Turks and Greeks have preserved many similarities when it comes to music, from style to instruments and lyrics.

Cooperation between Turkish and Greek singers has been a stalwart and singers and musicians from both countries are known on both sides of the Aegean Sea.

Ömer Faruk Tekbilek, a Turkish multi-instrumentalist and composer who has worked with Greek musicians in the past, performed in Athens in June while a concert on the island of Lesbos showcased dervishes of the Mevlevi Order of Konya.        

Asia Minor and Istanbul music - the kind played by motley bands  featuring violins, lyres, and other stringed instruments such as baglamas, outis, saz, santouris, bouzoukis and clarinets - are especially prevalent in both countries. 

“The songs found in both musical traditions mainly come from the region of Marmara and they are popular folk songs with lyrics in both languages, some of which were recorded in Greece from the late 1920s until the Second World War,” according to Nikos Andrikos, from the musicology department of Ionian University and research associate at the Technological Educational Institute of Traditional Music in Arta.

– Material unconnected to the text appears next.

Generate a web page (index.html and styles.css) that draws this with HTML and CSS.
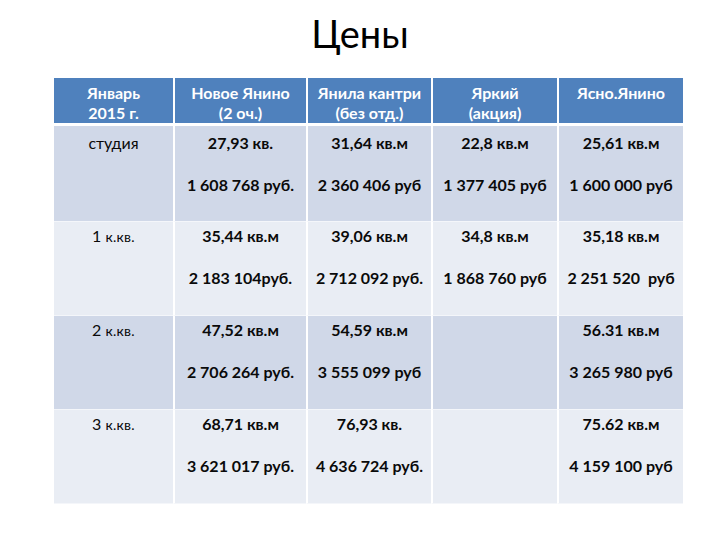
FILE: index.html
```html
<!DOCTYPE html>
<html lang="ru">
<head>
<meta charset="utf-8">
<title>Цены</title>
<link rel="stylesheet" href="styles.css">
</head>
<body>
<h1 class="title">Цены</h1>
<table class="prices">
  <colgroup>
    <col class="c1"><col class="c2"><col class="c3"><col class="c4"><col class="c5">
  </colgroup>
  <thead>
    <tr>
      <th>Январь<br>2015 г.</th>
      <th>Новое Янино<br>(2 оч.)</th>
      <th>Янила кантри<br>(без отд.)</th>
      <th>Яркий<br>(акция)</th>
      <th>Ясно.Янино</th>
    </tr>
  </thead>
  <tbody>
    <tr class="odd first">
      <td class="type">студия</td>
      <td><p>27,93 кв.</p><p>1 608 768 руб.</p></td>
      <td><p>31,64 кв.м</p><p>2 360 406 руб</p></td>
      <td><p>22,8 кв.м</p><p>1 377 405 руб</p></td>
      <td><p>25,61 кв.м</p><p>1 600 000 руб</p></td>
    </tr>
    <tr class="even">
      <td class="type">1 <span class="sm">к.кв.</span></td>
      <td><p>35,44 кв.м</p><p>2 183 104руб.</p></td>
      <td><p>39,06 кв.м</p><p>2 712 092 руб.</p></td>
      <td><p>34,8 кв.м</p><p>1 868 760 руб</p></td>
      <td><p>35,18 кв.м</p><p>2 251 520&nbsp; руб</p></td>
    </tr>
    <tr class="odd">
      <td class="type">2 <span class="sm">к.кв.</span></td>
      <td><p>47,52 кв.м</p><p>2 706 264 руб.</p></td>
      <td><p>54,59 кв.м</p><p>3 555 099 руб</p></td>
      <td></td>
      <td><p>56.31 кв.м</p><p>3 265 980 руб</p></td>
    </tr>
    <tr class="even">
      <td class="type">3 <span class="sm">к.кв.</span></td>
      <td><p>68,71 кв.м</p><p>3 621 017 руб.</p></td>
      <td><p>76,93 кв.</p><p>4 636 724 руб.</p></td>
      <td></td>
      <td><p>75.62 кв.м</p><p>4 159 100 руб</p></td>
    </tr>
  </tbody>
</table>
</body>
</html>
```

FILE: styles.css
```css
html, body {
  margin: 0;
  padding: 0;
  background: #ffffff;
}
body {
  width: 720px;
  height: 540px;
  font-family: Lato, "Open Sans", sans-serif;
  color: #0a0a0a;
  overflow: hidden;
}
.title {
  box-sizing: border-box;
  height: 78px;
  margin: 0;
  padding-top: 14px;
  font-size: 38px;
  line-height: 38px;
  font-weight: 400;
  text-align: center;
  color: #000000;
}
.prices {
  margin-left: 54px;
  width: 629px;
  table-layout: fixed;
  border-collapse: separate;
  border-spacing: 0;
}
.c1 { width: 119px; }
.c2 { width: 133px; }
.c3 { width: 125px; }
.c4 { width: 126px; }
.c5 { width: 126px; }

.prices th {
  box-sizing: border-box;
  height: 47px;
  padding: 5px 2px 0;
  vertical-align: top;
  background: #4f81bd;
  color: #ffffff;
  font-size: 16px;
  line-height: 20px;
  font-weight: 700;
  text-align: center;
  border-bottom: 3px solid #ffffff;
}
.prices th + th,
.prices td + td {
  border-left: 2px solid #ffffff;
}
.prices td {
  box-sizing: border-box;
  height: 94px;
  padding: 4px 2px 0;
  vertical-align: top;
  text-align: center;
  font-size: 16px;
  line-height: 20px;
  font-weight: 700;
  border-bottom: 1px solid #f4f6fa;
}
.prices tr.first td {
  padding-top: 7px;
  height: 96px;
}
.prices td p {
  margin: 0;
  white-space: nowrap;
}
.prices td p + p {
  margin-top: 22px;
}
.prices td.type {
  font-weight: 400;
  font-size: 16px;
}
.sm {
  font-size: 14px;
  letter-spacing: 0.3px;
}
.odd td { background: #d0d8e8; }
.even td { background: #e9edf4; }
```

“I had the good fortune to work with Vasilis Soukas, a master of the clarinet from Arta who would often welcome the leading Turkish clarinet player Mustafa Kandıralı on stage and without talking, they would perfectly connect,” added Ross Daly, master of many musical instruments who lives in Crete and who has repeatedly teamed up with musicians from around the world.        

Most of the songs, similar in both Turkey and Greece, are about life before and after the population exchange between Greece and Turkey. In 1923, approximately 2 million people migrated to and fro across the Aegean Sea, based on their religious background, as part of an agreement reached between both countries.

This meant many Greek-speaking people traveled to Turkey and vice-versa, many visibly affected by nostalgia for lost homelands.        

In her 2016 book The Fall of Cities in the Mediterranean:  Commemoration in Literature, Folk-Song, and Liturgy, classics professor at Willamette University, in Oregon, in the U.S., Mary R. Bachvarova writes:
       
“The sheer numbers of refugees provided for both an audience for the music and musicians to perform it. Amanedhes and rebetika were among the musical forms and dances performed in Smyrna [Izmir], of special interest. Amanedhes are songs which feature long, often intricate vocal improvisation in which the singer demonstrated his or her knowledge of the Ottoman modes or makamlar.”        

“Rebetika originate from Asia Minor and they were recorded in Greece after the arrival of refugees. Greek lyrics were used for that reason. There is often a confusion and people tend to think all Minor Asia and Istanbul songs are rebetika,” says Ross Daly.        

Amanedhes and rebetika can be heard  in both Turkish meyhanes and Greek taverns.  
     
Daly sees “some identical music genres [between the two countries], but what differs is the language and characteristics based on the region, so these are regional differences rather than national because music does not move nationally but locally. There are Greeks areas such as southern Epirus or Preveza  where you will find tracks closely related to the sounds of Minor Asia which share a common sound with Anatolia and of course there are songs in Crete and Minor Asia which originate from the Black Sea.”      

Daly rejects the notion that Byzantine music is the basis of it all.  “Ottoman urban music originates from both the Persian and the Byzantine tradition and from Central Asia. In other words, the influences [...] are much more complex,” he says.        

Some Greek and Turkish musicians even join forces beyond their  countries’ borders. For instance, artists Nikolaos Rondelis and Murat Sanalmis, who live in Wuppertal and regularly make the tavern rounds in Germany, many times together.        

“There is no difference between us” says Rondelis who plays oud and bouzouki. “It is natural to play with other musicians who share the same music theory and rhythm. We understand each other.”